1888. St. James's Gazette, 2 May. Mr. Hugh Haliburton dilates upon the custom of 'whipping the cat'—i.e. working for people at their houses, as was once the wont of Scottish tailors. A minister who fills another's pulpit (for a consideration) is equally said to 'flog pouss.'

3. (modern).—To idle on Monday; to keep St. Monday.

3. (common).—(a) To get tipsy: see Screwed: also to whip (jerk or shoot the cat, or to cat): also (b) = to vomit. Hence whipcat, adj. = drunken (Florio), whipcan (which see) = a toper: cf. verb. sense 3.

1582. Stanyhurst, Ænid, iii. 367. With whipcat bowling they kept a myrry carousing.

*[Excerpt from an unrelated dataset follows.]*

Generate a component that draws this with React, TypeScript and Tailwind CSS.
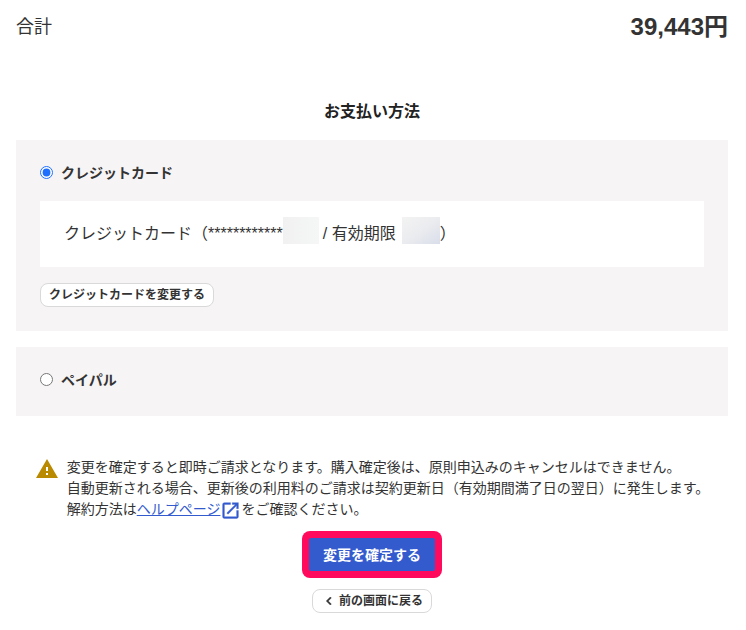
import { useState } from "react";
import type { ReactNode } from "react";

function WarningIcon() {
  return (
    <svg width="24" height="24" viewBox="0 0 24 24" fill="#b98900" className="shrink-0" aria-hidden="true">
      <path d="M1 21h22L12 2 1 21zm12-3h-2v-2h2v2zm0-4h-2v-4h2v4z" />
    </svg>
  );
}

function OpenInNewIcon() {
  return (
    <svg
      width="21"
      height="21"
      viewBox="0 0 24 24"
      fill="currentColor"
      stroke="currentColor"
      strokeWidth="0.4"
      className="-my-1 inline-block align-middle"
      aria-hidden="true"
    >
      <path d="M19 19H5V5h7V3H5c-1.11 0-2 .9-2 2v14c0 1.1.89 2 2 2h14c1.1 0 2-.9 2-2v-7h-2v7zM14 3v2h3.59l-9.83 9.83 1.41 1.41L19 6.41V10h2V3h-7z" />
    </svg>
  );
}

function ChevronLeftIcon() {
  return (
    <svg
      width="16"
      height="16"
      viewBox="0 0 24 24"
      fill="currentColor"
      stroke="currentColor"
      strokeWidth="0.8"
      aria-hidden="true"
    >
      <path d="M15.41 7.41 14 6l-6 6 6 6 1.41-1.41L10.83 12z" />
    </svg>
  );
}

type MethodProps = {
  id: string;
  label: string;
  checked: boolean;
  onSelect: (id: string) => void;
  children?: ReactNode;
};

function PaymentMethod({ id, label, checked, onSelect, children }: MethodProps) {
  return (
    <div className="bg-[#f6f4f5] p-6">
      <div className="mb-1 flex h-[17px] items-center gap-2">
        <input
          type="radio"
          id={id}
          name="payment"
          checked={checked}
          onChange={() => onSelect(id)}
          className="size-[13px] accent-[#1f6fff]"
        />
        <label htmlFor={id} className="text-sm font-bold">
          {label}
        </label>
      </div>
      {children}
    </div>
  );
}

export default function App() {
  const [method, setMethod] = useState("card");

  return (
    <main className="bg-white pt-3 pr-[18px] pb-4 pl-4 font-['Liberation_Sans','Noto_Sans_CJK_JP',sans-serif] text-[#333]">
      <div className="flex items-center justify-between">
        <span className="text-lg leading-[30px]">合計</span>
        <strong className="text-2xl leading-[30px] font-bold">39,443円</strong>
      </div>

      <h2 className="mt-[58px] text-center text-base leading-6 font-bold text-[#222]">お支払い方法</h2>

      <div className="mt-4 grid gap-4">
        <PaymentMethod id="card" label="クレジットカード" checked={method === "card"} onSelect={setMethod}>
          <div className="mt-5 flex min-h-[66px] items-start bg-white px-6 py-4 text-base leading-[33px]">
            <span>クレジットカード（************</span>
            <span className="h-[27px] w-9 bg-linear-to-r from-[#f1f1f1] to-[#f5f6f6]" />
            <span className="ml-1">/ 有効期限</span>
            <span className="ml-[6px] h-[27px] w-[38px] bg-linear-to-br from-[#f3f3f3] via-[#ebecef] to-[#d9deea]" />
            <span>）</span>
          </div>
          <button
            type="button"
            className="mt-4 block h-6 rounded-lg border border-[#d9d9d9] bg-white px-2 text-xs font-bold"
          >
            クレジットカードを変更する
          </button>
        </PaymentMethod>
        <PaymentMethod id="paypal" label="ペイパル" checked={method === "paypal"} onSelect={setMethod} />
      </div>

      <div className="mt-[41px] flex justify-center gap-2">
        <WarningIcon />
        <p className="text-sm leading-[21px]">
          変更を確定すると即時ご請求となります。購入確定後は、原則申込みのキャンセルはできません。
          <br />
          自動更新される場合、更新後の利用料のご請求は契約更新日（有効期間満了日の翌日）に発生します。
          <br />
          解約方法は
          <a href="#help" className="text-[#335bce]">
            <span className="underline">ヘルプページ</span>
            <OpenInNewIcon />
          </a>
          をご確認ください。
        </p>
      </div>

      <div className="mt-[11px] flex flex-col items-center gap-[11px]">
        <div className="rounded-lg bg-[#ff0a5c] p-[7px]">
          <button
            type="button"
            className="block h-[33px] rounded-xs bg-[#335bce] px-[14px] text-sm font-bold text-white"
          >
            変更を確定する
          </button>
        </div>
        <button
          type="button"
          className="flex h-6 items-center gap-0.5 rounded-lg border border-[#d9d9d9] bg-white px-2 text-xs font-bold"
        >
          <ChevronLeftIcon />
          前の画面に戻る
        </button>
      </div>
    </main>
  );
}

1609. Armin, Maids of More-cl. (1880), 70. He baste their bellies and their lippes till we haue ierk't the cat with our three whippes.

1630. Taylor, Brood Cormor [Works, iii. 5. 1]. You may not say hee's drunke . . . For though he be as drunke as any rat He hath but catcht a fox, or whipt the cat.

1830. Marryat, Kings Own, xxxii. I'm cursedly inclined to shoot the cat.

4. (old).—To indulge in practical jokes: spec. (B. E. and Grose) 'a trick often practised on ignorant country fellows, vain of their strength; by laying a wager with them, that they may be pulled through a pond by a cat; the bet being made, a rope is fixed round the waist of the party to be catted, and the end thrown across the pond, to which the cat is also fastened by a pack-thread, and three or four sturdy fellows are appointed to lead and whip the cat; these, on a signal given, seize the end of the cord, and pretending to whip the cat, haul the astonished booby through the water.'

1614. Jonson, Barthol. Fair, i. 4. I'll be drawn with a good gib cat through the great pond at home.

To whip the devil round the stump, verb. phr. (American).—To make false excuses to one's self and others for doing what one likes, to equivocate, to say, pretend, or do one thing, and mean, or act differently.

1857. New York Evening Post [Bartlett]. Jones, you're a clever fellow, but . . . there is a want of candor now, I perceive, in the statement of your affairs . . . you are whipping the devil around the stump: I see his foot.


Whip-arse, subs. phr. (old).—A schoolmaster: cf. Bum-brusher.

1611. Cotgrave, Dict., s.v. Fesse-*cul, a pedantical whip-arse.


Whip-belly, subs. phr. (provincial).—Thin weak liquor: spec. bad beer, swipes (q.v.): also whip-belly-vengeance: cf. Rot-gut.

1709-10. Swift, Pol. Conv., ii. I believe the brewer forgot the malt, or the river was too near him. Faith, it's meer whip-belly-vengeance.


Whip-broth, subs. phr. (old).—A beating: cf. Hazel-oil, Thimble-pie, etc.

1630. Taylor, Works [Nares]. Where I was ill thought of by my friends, scorned by my foes, and in conclusion, in a greater puzzell then the blinde beare in the midst of all her whip-broth.


Whipcan, subs. (old).—A toper, tippler, boon-companion: in orig. of quot. fesse-pinte. See Whip the cat, 3.

1653. Urquhart, Rabelais, i. viii. He would prove an especial good fellow, and singular whipcan.